DESCRIPTIVE STATISTICS
1) Descriptive statistics summarize and describe the main features of a dataset.
2) Descriptive statistics can be used to summarize both categorical and
numerical variables.
3) Range is a measure of dispersion that represents the difference between the
maximum and minimum values in a dataset.
4) The range is NOT a measure of central tendency that represents the middle
value in a dataset.
5) The interquartile range (IQR) is a measure of spread that represents the range
between the first quartile (Q1) and the third quartile (Q3).
6) The mode is the value that occurs most frequently in a dataset.
7) The median is less affected by outliers than the mean.
8) The median is less influenced by extreme values in the dataset, making it a
more robust measure of central tendency compared to the mean.
9) Standard deviation measures the average distance of values from the mean.
10) Standard deviation quantifies the dispersion or spread of data by measuring
the average distance between each data point and the mean.
11) Variance is NOT the square root of the standard deviation.
12) Variance is the squared value of the standard deviation.
13) Skewness is a measure of the symmetry of a distribution.

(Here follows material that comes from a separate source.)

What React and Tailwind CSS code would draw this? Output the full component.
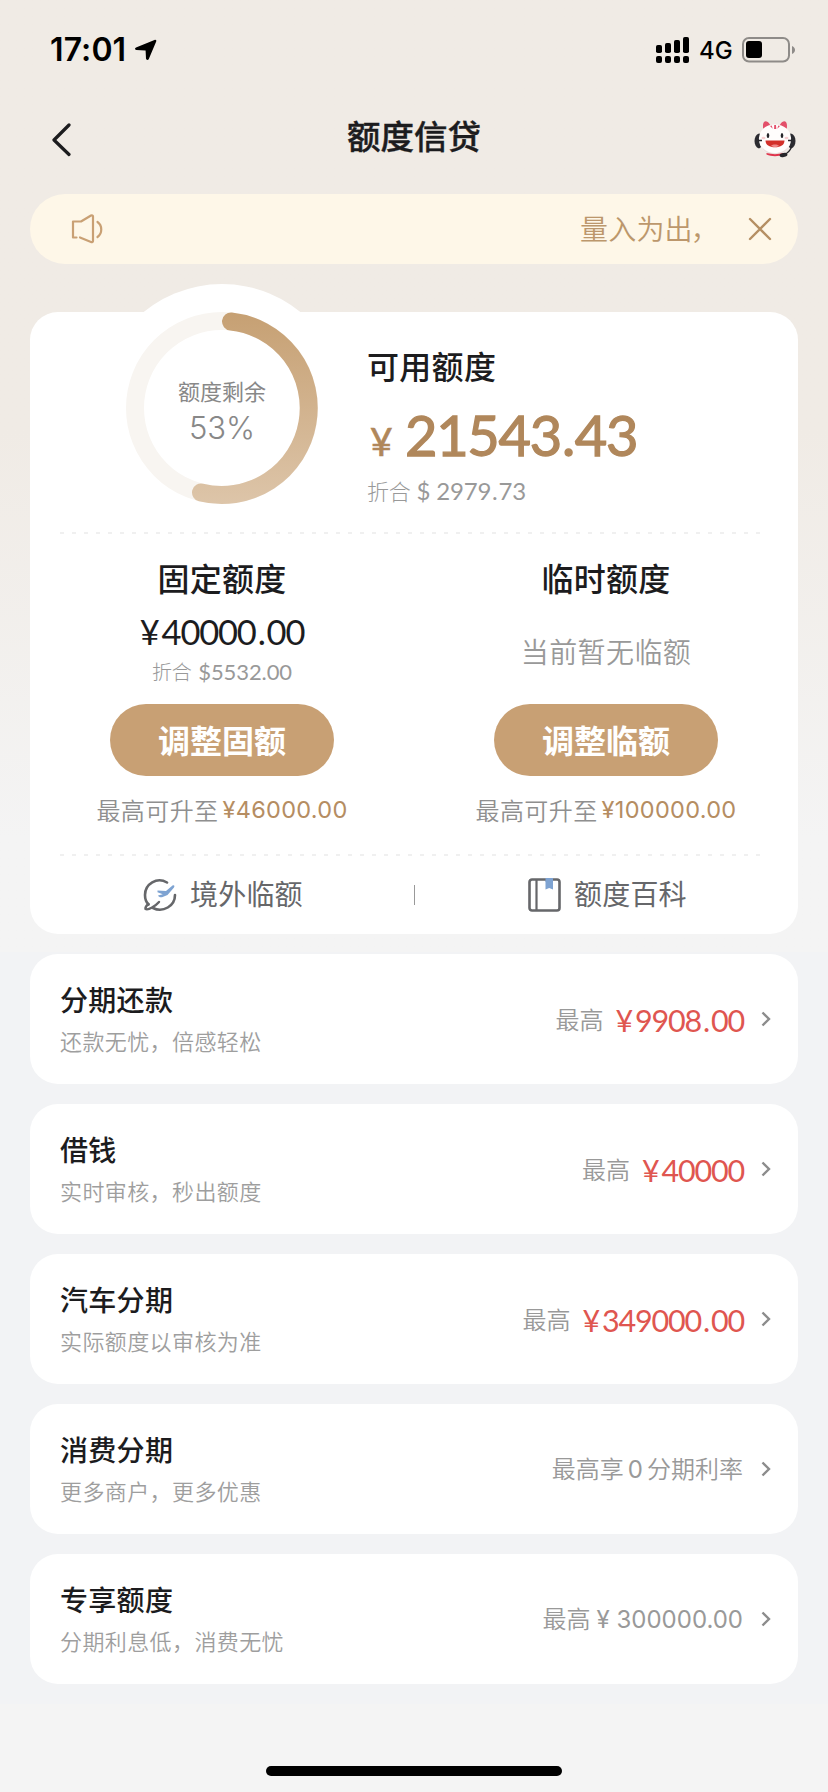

14) Skewness indicates the extent to which a distribution is skewed or
asymmetrical.
15) Correlation measures the strength and direction of the linear relationship
between two numerical variables.
EXPLORATORY DATA ANALYSIS
1) Exploratory data analysis involves summarizing and visualizing data to
gain insights and understand patterns.
2) Exploratory data analysis is typically performed after data cleaning and
preprocessing to ensure the data is in a suitable format for analysis.
3) Exploratory data analysis includes identifying outliers (extreme values) and
missing values in the dataset, which can impact the validity of the analysis.
4) Descriptive statistics, such as mean, median, and standard deviation, are
commonly calculated during exploratory data analysis to summarize the
central tendency and dispersion of the data.
5) Exploratory data analysis is NOT a flexible and iterative process.
6) Exploratory data analysis can help detect relationships and correlations
between variables, which can provide valuable insights into the dataset.
7) The primary goal of Exploratory data analysis is to gain an understanding
of the data rather than formal hypothesis testing and statistical inference.
8) Exploratory data analysis can reveal potential data quality issues, such as
inconsistent or erroneous values, and identify data anomalies that require
further investigation.
9) Graphical techniques, such as histograms, scatter plots, and box plots,
are commonly used in exploratory data analysis to visualize the distribution,
relationships, and outliers in the data.
10) Exploratory data analysis is NOT an ongoing process
DATA VISUALISATIONS
1) Data visualisation is the presentation of data in a graphical or pictorial
format
2) Bar chart, line chart and pie chart are some of the common types of
visualisation charts
3) A line chart is a data visualization technique suitable for displaying trends
over time
4) A heat map is used to represent distribution of values with colors
5) A tree map is used to show hierarchical data using nested rectangles
6) A box plot is used to show the distribution of data
7) A choropleth map is used to represent geographic data with colour
variations
8) The points on the scatter plot show the relationship between two
variables
9) In a bar chart, y-axis shows the dependent variable while x-axis shows
the independent variable
10) Python is the most commonly used programming language that creates
interactive data visualisations
DATA CLEANING
1) Imputation technique is used to fill in missing values
2) Outlier detection is used to identify and handle unusual data points
3) Standardization is used to bring all variables to a common scale
4) Deduplication is used to identify and handle duplicate records
5) Regular Expressions are used for pattern matching and extraction
6) One-Hot Encoding is used for handling categorical variables
7) Scaling is used to re-scale numerical variables
8) Trimming is used to remove unnecessary white spaces
9) Mean imputation Replacing missing values with the mean of the variable
10) Forward filling Filling missing values with the value before them
11) Interpolation Estimating missing values based on the adjacent values
12) Deleting rows Removing rows with missing values
MACHINE LEARNING
1) The two main categories of machine learning models are supervised and
unsupervised.
2) Labeled data in supervised learning provides correct answers for training
the model to learn relationships between input features and output labels.
3) Precision is the ratio of correctly predicted positive observations to the
total predicted positives, while recall is the ratio of correctly predicted
positive observations to the total actual positives.
4) Accuracy might not be suitable for imbalanced datasets because it can be
dominated by the majority class and may not reflect the true model
performance.
5) Cross-validation assesses a machine learning model's performance by
dividing the dataset into subsets, training/evaluating the model on different
combinations, and providing insights into its generalization capability.